[start]

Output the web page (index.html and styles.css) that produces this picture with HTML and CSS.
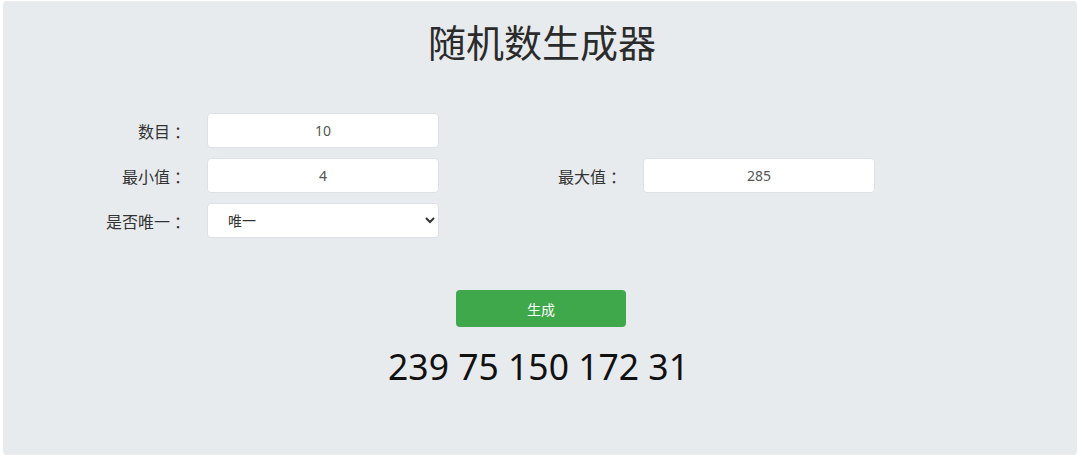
FILE: index.html
```html
<!DOCTYPE html>
<html lang="zh">
<head>
<meta charset="utf-8">
<title>随机数生成器</title>
<link rel="stylesheet" href="styles.css">
</head>
<body>
<div class="panel">
  <h1 class="title">随机数生成器</h1>
  <div class="form">
    <label class="label">数目<span class="colon">：</span></label>
    <input class="field" type="text" value="10">
    <div class="empty"></div>
    <div class="empty"></div>

    <label class="label">最小值<span class="colon">：</span></label>
    <input class="field" type="text" value="4">
    <label class="label">最大值<span class="colon">：</span></label>
    <input class="field" type="text" value="285">

    <label class="label">是否唯一<span class="colon">：</span></label>
    <select class="field select">
      <option>唯一</option>
      <option>不唯一</option>
    </select>
  </div>
  <div class="actions">
    <button class="btn" type="button">生成</button>
  </div>
  <div class="result">239 75 150 172 31</div>
</div>
</body>
</html>
```

FILE: styles.css
```css
html, body {
  margin: 0;
  padding: 0;
  background: #ffffff;
}
body {
  font-family: "Noto Sans", "Noto Sans CJK SC", sans-serif;
  padding: 1px 3px 2px 3px;
}
.panel {
  background: #e8ebee;
  border-radius: 4px;
  height: 454px;
  box-sizing: border-box;
  padding-top: 16px;
}
.title {
  margin: 0;
  padding-left: 4px;
  font-size: 38px;
  line-height: 48px;
  font-weight: 400;
  color: #2b2b2b;
  text-align: center;
  font-family: "Noto Sans CJK SC", sans-serif;
}
.form {
  margin-top: 48px;
  display: grid;
  grid-template-columns: 204px 232px 204px 232px;
  grid-auto-rows: 35px;
  row-gap: 10px;
}
.label {
  align-self: center;
  text-align: right;
  padding-right: 17px;
  font-size: 16px;
  color: #333;
  font-family: "Noto Sans CJK SC", sans-serif;
}
.colon {
  margin-left: 4px;
}
.field {
  box-sizing: border-box;
  width: 232px;
  height: 35px;
  border: 1px solid #dde1e5;
  border-radius: 4px;
  background: #fff;
  font-size: 14px;
  color: #555;
  text-align: center;
  font-family: "Noto Sans", "Noto Sans CJK SC", sans-serif;
  outline: none;
  padding: 0 8px;
}
.select {
  text-align: left;
  padding-left: 16px;
  color: #333;
}
.actions {
  margin-top: 52px;
  padding-left: 2px;
  display: flex;
  justify-content: center;
}
.btn {
  width: 170px;
  height: 37px;
  border: none;
  border-radius: 4px;
  background: #3ea84b;
  color: #fff;
  font-size: 14px;
  font-family: "Noto Sans CJK SC", sans-serif;
}
.result {
  margin-top: 17px;
  text-align: center;
  font-size: 35.5px;
  line-height: 44px;
  color: #111;
  padding-right: 3px;
}
```
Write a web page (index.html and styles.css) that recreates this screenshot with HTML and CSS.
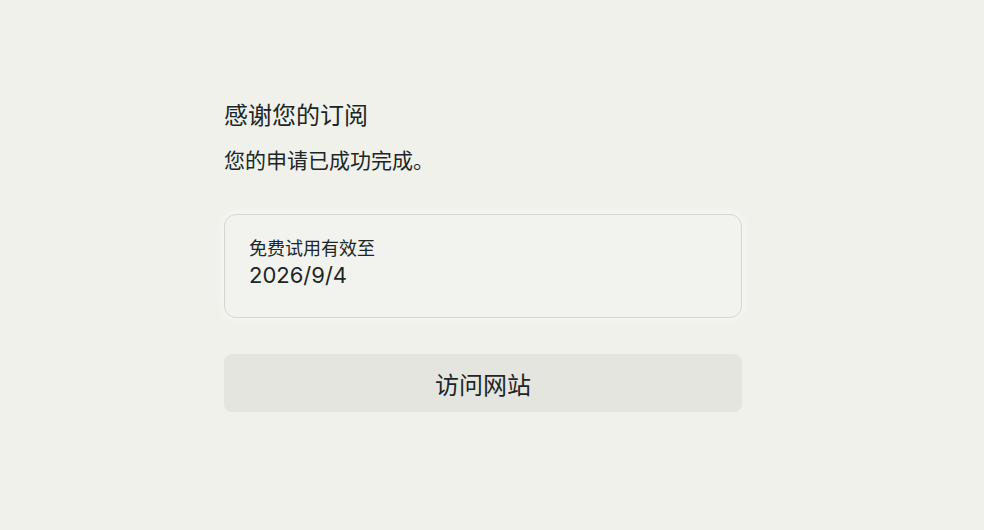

[end]

Can you retype every record above exactly, leaving out the pictures?

EXPECTED ANSWER:
Output the web page (index.html and styles.css) that produces this picture with HTML and CSS.
FILE: index.html
```html
<!DOCTYPE html>
<html lang="zh">
<head>
<meta charset="utf-8">
<title>随机数生成器</title>
<link rel="stylesheet" href="styles.css">
</head>
<body>
<div class="panel">
  <h1 class="title">随机数生成器</h1>
  <div class="form">
    <label class="label">数目<span class="colon">：</span></label>
    <input class="field" type="text" value="10">
    <div class="empty"></div>
    <div class="empty"></div>

    <label class="label">最小值<span class="colon">：</span></label>
    <input class="field" type="text" value="4">
    <label class="label">最大值<span class="colon">：</span></label>
    <input class="field" type="text" value="285">

    <label class="label">是否唯一<span class="colon">：</span></label>
    <select class="field select">
      <option>唯一</option>
      <option>不唯一</option>
    </select>
  </div>
  <div class="actions">
    <button class="btn" type="button">生成</button>
  </div>
  <div class="result">239 75 150 172 31</div>
</div>
</body>
</html>
```

FILE: styles.css
```css
html, body {
  margin: 0;
  padding: 0;
  background: #ffffff;
}
body {
  font-family: "Noto Sans", "Noto Sans CJK SC", sans-serif;
  padding: 1px 3px 2px 3px;
}
.panel {
  background: #e8ebee;
  border-radius: 4px;
  height: 454px;
  box-sizing: border-box;
  padding-top: 16px;
}
.title {
  margin: 0;
  padding-left: 4px;
  font-size: 38px;
  line-height: 48px;
  font-weight: 400;
  color: #2b2b2b;
  text-align: center;
  font-family: "Noto Sans CJK SC", sans-serif;
}
.form {
  margin-top: 48px;
  display: grid;
  grid-template-columns: 204px 232px 204px 232px;
  grid-auto-rows: 35px;
  row-gap: 10px;
}
.label {
  align-self: center;
  text-align: right;
  padding-right: 17px;
  font-size: 16px;
  color: #333;
  font-family: "Noto Sans CJK SC", sans-serif;
}
.colon {
  margin-left: 4px;
}
.field {
  box-sizing: border-box;
  width: 232px;
  height: 35px;
  border: 1px solid #dde1e5;
  border-radius: 4px;
  background: #fff;
  font-size: 14px;
  color: #555;
  text-align: center;
  font-family: "Noto Sans", "Noto Sans CJK SC", sans-serif;
  outline: none;
  padding: 0 8px;
}
.select {
  text-align: left;
  padding-left: 16px;
  color: #333;
}
.actions {
  margin-top: 52px;
  padding-left: 2px;
  display: flex;
  justify-content: center;
}
.btn {
  width: 170px;
  height: 37px;
  border: none;
  border-radius: 4px;
  background: #3ea84b;
  color: #fff;
  font-size: 14px;
  font-family: "Noto Sans CJK SC", sans-serif;
}
.result {
  margin-top: 17px;
  text-align: center;
  font-size: 35.5px;
  line-height: 44px;
  color: #111;
  padding-right: 3px;
}
```
Write a web page (index.html and styles.css) that recreates this screenshot with HTML and CSS.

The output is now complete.